Segundo o Deuk, o engajamento depende diretamente do esforço de comunicação das seguradoras com sua base de clientes. “Nossos dados mostram que carteiras com boa estratégia de divulgação chegam a ter um índice de usuários ativos mensais (MAU) acima de 30%. É um número alto para serviços de bem-estar, mas que só acontece quando há comunicação frequente e clara sobre os benefícios.”
Outro obstáculo para a expansão dos SVAs é a integração tecnológica com os sistemas das seguradoras. Embora soluções como a da Namu possam ser acessadas de forma independente, uma experiência mais fluida ainda exige conexão com aplicativos, plataformas e bases de dados das companhias parceiras. “É importante investir e foco em criar uma arquitetura flexível, mas sabemos que o ideal é caminhar para integrações mais profundas. Isso ainda depende do nível de maturidade digital de cada seguradora e, em alguns casos, também da regulação vigente”, pontua o executivo.
Apesar desses desafios, o otimismo com o futuro é evidente. Para os próximos anos, a Namu pretende consolidar sua posição no mercado local, especialmente no segmento de seguros massificados, antes de iniciar uma expansão internacional prevista para 2027.
A aposta em SVAs revela uma mudança mais ampla na forma como o setor de seguros se posiciona diante da sociedade.

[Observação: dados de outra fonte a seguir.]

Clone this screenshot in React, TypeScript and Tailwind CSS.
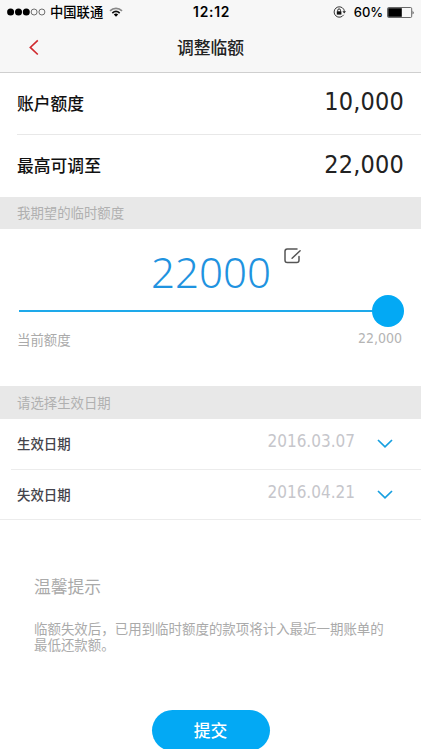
import type { ReactNode } from 'react';

const DIGITS = "font-['DejaVu_Sans_Condensed','DejaVu_Sans',sans-serif] [font-stretch:condensed]";

function StatusBar() {
  return (
    <div className="relative flex h-6 items-center justify-between pl-[7px] pr-[6px] text-black">
      <div className="flex items-center">
        <svg width="39" height="8" viewBox="0 0 39 8">
          <circle cx="3.6" cy="4" r="3.5" />
          <circle cx="11.5" cy="4" r="3.5" />
          <circle cx="19.3" cy="4" r="3.5" />
          <circle cx="27.1" cy="4" r="3" fill="none" stroke="#333" strokeWidth="0.7" />
          <circle cx="34.9" cy="4" r="3" fill="none" stroke="#333" strokeWidth="0.7" />
        </svg>
        <span className="ml-[4px] text-[13.3px] font-medium leading-6">中国联通</span>
        <svg className="ml-[6px]" width="14" height="10" viewBox="0 0 14 10" fill="none" strokeWidth="1.7">
          <path d="M1 3.8C4.4.5 9.6.5 13 3.8" stroke="#888" />
          <path d="M3.3 6.1C5.5 4.1 8.5 4.1 10.7 6.1" stroke="#111" />
          <path d="M4.8 7.4Q7 5.6 9.2 7.4L7 9.7Z" fill="#000" />
        </svg>
      </div>
      <span className="absolute left-[193px] top-0 font-[Inter,sans-serif] text-[13.8px] font-semibold leading-6 tracking-[0.8px]">12:12</span>
      <div className="flex items-center">
        <svg width="14" height="12" viewBox="0 0 14 12" fill="none" stroke="#222">
          <path d="M10.7 3.2A5.2 5.2 0 1 0 10.7 8.8" strokeWidth="0.9" />
          <path d="M10.7 3.2Q11.3 4.3 11.3 5.5" strokeWidth="0.9" />
          <path d="M9.4 5.2h3.6l-1.8 2.2z" fill="#222" stroke="none" />
          <path d="M4.7 5.6V4.3a1.4 1.4 0 0 1 2.8 0v1.3" />
          <rect x="3.8" y="5.3" width="4.6" height="3.3" fill="#111" stroke="none" />
        </svg>
        <span className="ml-[7px] font-[Inter,sans-serif] text-[13px] font-medium leading-6 tracking-[-0.1px]">60%</span>
        <svg className="ml-[4px]" width="28" height="11" viewBox="0 0 28 11">
          <rect x="0.5" y="0.5" width="24.2" height="10" rx="1.2" fill="none" stroke="#444" strokeWidth="0.8" />
          <rect x="1.2" y="1.2" width="13.6" height="8.6" fill="#000" />
          <path d="M25.7 3.5q1.6 2 0 4z" fill="#222" />
        </svg>
      </div>
    </div>
  );
}

function LimitRow({ label, value }: { label: string; value: string }) {
  return (
    <div className="flex h-full items-center justify-between pr-[17px] text-[#111]">
      <span className="text-[16.8px] font-medium">{label}</span>
      <span className={`${DIGITS} pb-[4px] text-[25px] leading-none tracking-[0.2px] text-[#222]`}>{value}</span>
    </div>
  );
}

function SectionTitle({ children }: { children: ReactNode }) {
  return <div className="flex h-full items-center pb-px pl-[17px] text-[13.4px] text-[#b0b0b0]">{children}</div>;
}

function DateRow({ label, value }: { label: string; value: string }) {
  return (
    <div className="flex h-full items-center pb-[2px] pr-[28px]">
      <span className="text-[13.4px] font-medium text-[#44444c]">{label}</span>
      <span className={`${DIGITS} ml-auto pb-[3px] text-[17px] leading-none text-[#c6c6cb]`}>{value}</span>
      <svg className="ml-[22px]" width="16" height="9" viewBox="0 0 16 9" fill="none" stroke="#169fe0" strokeWidth="1.7">
        <path d="M1 1l7 6.8L15 1" />
      </svg>
    </div>
  );
}

export default function App() {
  return (
    <div className="flex h-[750px] w-[421px] flex-col overflow-hidden bg-white font-['Noto_Sans_CJK_SC',sans-serif]">
      <header className="h-[73px] shrink-0 border-b border-[#cfcfcf] bg-[#f7f7f7]">
        <StatusBar />
        <div className="relative flex h-[47px] items-center justify-center">
          <svg className="absolute left-[29px] top-[15px]" width="10" height="17" viewBox="0 0 10 17" fill="none" stroke="#d0292e" strokeWidth="1.6">
            <path d="M8.8 1.3L1.3 8.4l7.5 7.1" />
          </svg>
          <h1 className="text-[16.8px] font-medium text-[#222]">调整临额</h1>
        </div>
      </header>

      <div className="h-[124px] shrink-0 pl-[17px]">
        <div className="h-[62px] border-b border-[#e8e8e8]">
          <LimitRow label="账户额度" value="10,000" />
        </div>
        <div className="h-[62px]">
          <LimitRow label="最高可调至" value="22,000" />
        </div>
      </div>

      <div className="h-8 shrink-0 bg-[#e8e8e8]">
        <SectionTitle>我期望的临时额度</SectionTitle>
      </div>

      <section className="h-[157px] shrink-0">
        <div className="flex h-[66px] pl-[151px] pt-[20px]">
          <span className="w-[120px] whitespace-nowrap font-['Noto_Sans',sans-serif] text-[42px] font-[350] leading-[46px] text-[#1f93e0]">22000</span>
          <svg className="-mt-px ml-[13px]" width="17" height="16" viewBox="0 0 17 16" fill="none" stroke="#555" strokeWidth="1.5" strokeLinecap="round">
            <path d="M13 1H3.3Q1 1 1 3.3v8.9q0 2.3 2.3 2.3h9.4q2.3 0 2.3-2.3V8.5" />
            <path d="M8.1 10.3l8-7.6" />
          </svg>
        </div>
        <div className="-mt-px flex h-[33px] items-center pl-[19px]">
          <div className="h-[2px] w-[354px] bg-[#1ea9ea]" />
          <div className="-ml-px size-8 rounded-full bg-[#03a9f4]" />
        </div>
        <div className="flex h-6 items-center justify-between pl-[17px] pr-[19px] text-[13.4px] text-[#aaa]">
          <span>当前额度</span>
          <span className={`${DIGITS} pb-[2px] text-[14px] leading-none text-[#b4b4b4]`}>22,000</span>
        </div>
      </section>

      <div className="h-[33px] shrink-0 bg-[#e8e8e8]">
        <SectionTitle>请选择生效日期</SectionTitle>
      </div>

      <div className="h-[101px] shrink-0 border-b border-[#ececec]">
        <div className="ml-[11px] h-[51px] border-b border-[#ececec] pl-[6px]">
          <DateRow label="生效日期" value="2016.03.07" />
        </div>
        <div className="h-[50px] pl-[17px]">
          <DateRow label="失效日期" value="2016.04.21" />
        </div>
      </div>

      <section className="h-[190px] shrink-0 px-[34px] pt-[54px] text-[#aaa]">
        <h2 className="text-[16.8px] leading-6">温馨提示</h2>
        <p className="mt-[22px] whitespace-nowrap text-[13.46px] leading-4">
          临额失效后，已用到临时额度的款项将计入最近一期账单的
          <br />
          最低还款额。
        </p>
      </section>

      <div className="flex h-[39px] shrink-0 items-start justify-center overflow-hidden">
        <button className="h-[41px] w-[118px] shrink-0 rounded-full bg-[#03a9f4] text-[16.8px] font-medium text-white">提交</button>
      </div>
    </div>
  );
}
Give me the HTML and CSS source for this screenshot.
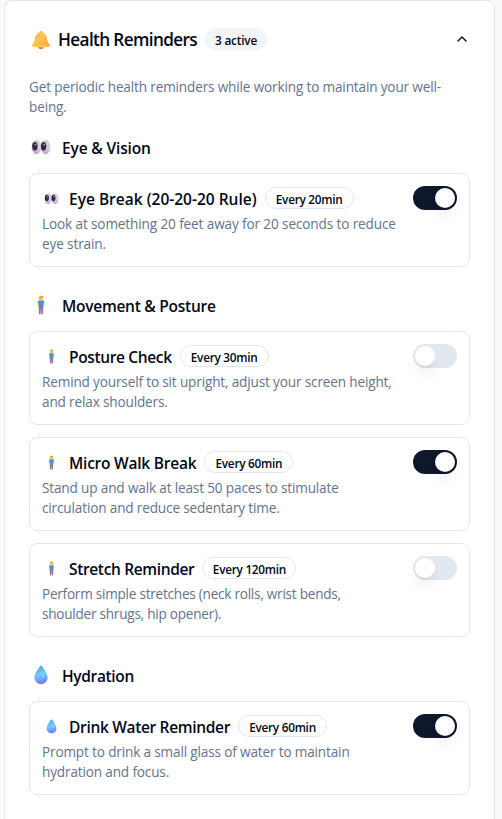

De reativo a proativo, de transacional a relacional, o seguro caminha para se tornar parte da rotina e não apenas uma salvaguarda em momentos críticos.
“A relação do consumidor com o seguro será cada vez mais focada no cuidado personalizado, no dia a dia, e não apenas em eventos extremos”, projeta Deuk. “Estamos entrando na era da hiperpersonalização. O cliente quer ser chamado pelo nome, receber ofertas que façam sentido para sua vida e perceber que a empresa realmente o conhece. Esse será o diferencial nos próximos cinco anos.”
Se o futuro do seguro passa por mais tecnologia, mais personalização e mais relacionamento, os SVAs podem ser o elo que faltava para conectar empresas e consumidores em uma jornada contínua de valor — e no caso do setor de seguros, muito além da apólice.